60.              This process I have already distinguished from zoning, the broad legislative assignment of land use to land in the community. It is also to be distinguished from regulation of specific activity on certain land, as for example, the prohibition of specified manufacturing processes. This type of regulation is akin to zoning except that it may extend to the entire community. See Re Bridgman and City of Toronto, [1951] O.R. 489, at p. 491, for an example of such regulation. Here, the action taken by the government was to enhance the value of the public park. The imposition of zoning regulation and the regulation of activities on lands, fire regulation limits and so on, add nothing to the value of public property. Here the government wished, for obvious reasons, to preserve the qualities perceived as being desirable for public parks, and saw the mineral operations of the respondents under their 1937 grant as a threat to the park. The notice of 1978 took value from the respondents and added value to the park. The taker, the government of the province, clearly did so in exercise of its valid authority to govern. It clearly enhanced the value of its asset, the park. The respondents are left with only the hope of some future reversal of park policy and the burden of paying taxes on their minerals.
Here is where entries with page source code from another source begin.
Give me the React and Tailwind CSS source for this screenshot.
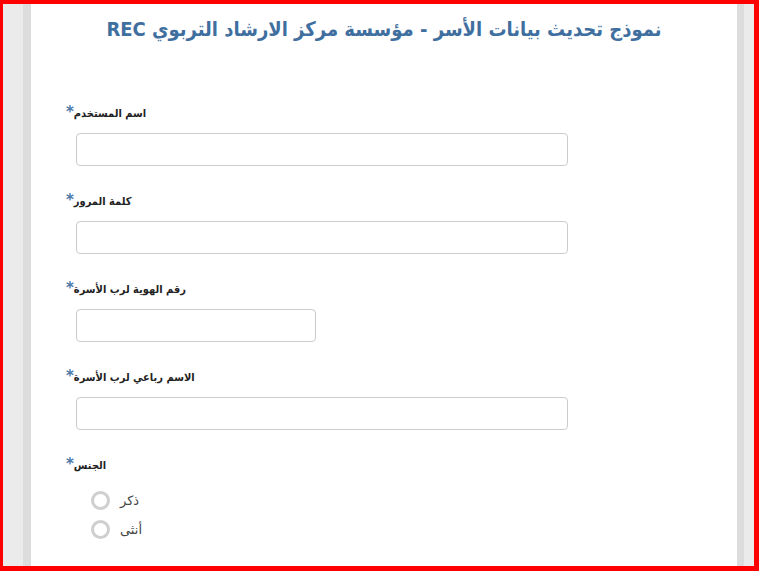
// Family data update form — static UI snapshot
const FIELDS = [
  { label: "اسم المستخدم", width: "w-[492px]" },
  { label: "كلمة المرور", width: "w-[492px]" },
  { label: "رقم الهوية لرب الأسرة", width: "w-[240px]" },
  { label: "الاسم رباعي لرب الأسرة", width: "w-[492px]" },
];

function FieldLabel({ children }) {
  return (
    <div className="flex h-[20px] items-center">
      <span className="mb-[3px] text-[15px] font-bold leading-none text-[#4a77a8]">*</span>
      <span
        dir="rtl"
        className="text-[11px] font-bold text-[#222]"
        style={{ fontFamily: '"DejaVu Sans Condensed", "DejaVu Sans", sans-serif' }}
      >
        {children}
      </span>
    </div>
  );
}

function Radio({ label }) {
  return (
    <label className="flex h-[29px] items-center">
      <span className="h-[19px] w-[19px] rounded-full border-[3px] border-[#cfcfcf] bg-white" />
      <span dir="rtl" className="ml-[10px] text-[13px] text-[#444]">
        {label}
      </span>
    </label>
  );
}

export default function App() {
  return (
    <div
      className="flex h-[571px] w-[759px] border-t-4 border-l-[3px] border-r-[5px] border-b-[5px] border-[#ff0000] bg-white"
      style={{ fontFamily: '"DejaVu Sans", "Liberation Sans", sans-serif' }}
    >
      <div className="w-[20px] bg-[#ebebeb]" />
      <div className="w-[8px] bg-[#dcdcdc]" />

      <main className="flex-1 overflow-hidden bg-white">
        {/* Title */}
        <h1
          dir="rtl"
          className="pt-[9px] text-center text-[20px] font-bold leading-[32px] text-[#3f6f9f]"
          style={{ fontFamily: '"DejaVu Sans Condensed", "DejaVu Sans", sans-serif' }}
        >
          نموذج تحديث بيانات الأسر - مؤسسة مركز الارشاد التربوي REC
        </h1>

        {/* Fields */}
        <div className="mt-[59px] pl-[35px]">
          {FIELDS.map((f) => (
            <div key={f.label} className="mb-[26px]">
              <FieldLabel>{f.label}</FieldLabel>
              <input
                type="text"
                className={`ml-[10px] mt-[9px] block h-[33px] ${f.width} rounded-[4px] border border-[#cccccc] bg-white`}
              />
            </div>
          ))}

          <FieldLabel>الجنس</FieldLabel>
          <div className="mt-[10px] pl-[25px]">
            <Radio label="ذكر" />
            <Radio label="أنثى" />
          </div>
        </div>
      </main>

      <div className="w-[7px] bg-[#dcdcdc]" />
      <div className="w-[10px] bg-[#ebebeb]" />
    </div>
  );
}
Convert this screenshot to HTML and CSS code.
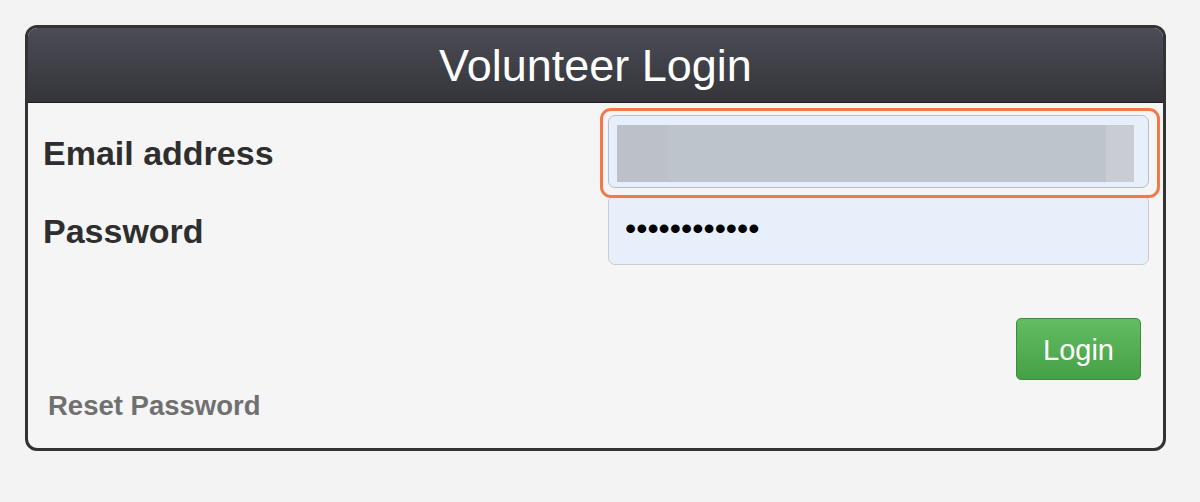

The notice of 1978 was an expropriation and, in my view, the rest is part of the compensation assessment process.

 

61.              I therefore would answer the four questions submitted to the courts below by the parties as follows:

 

1.                No;

 

                   2.   The plaintiffs are entitled to compensation under the Ministry of Highways and Public Works Act, R.S.B.C. 1960, c. 109, for the expropriation under the Park Act, 1965 (B.C.), c. 31, of the right to the use of the minerals conveyed by the Crown grant of July 8, 1937. The particulars of such compensation must be assessed under the above Act on the basis of the evidence placed before the arbitrator and in a manner consistent with the above reasons;

 

3.                Yes; the Ministry of Highways and Public Works Act, supra, applies;

 

4.                Not argued in this Court.

 

62.              I therefore would dismiss the appeal with costs.

 

Appeal dismissed with costs.

 

                   Solicitor for the appellant: Ministry of the Attorney General for the Province of British Columbia, Victoria.

 

                   Solicitors for the respondents: Cumming, Richards & Company, Vancouver.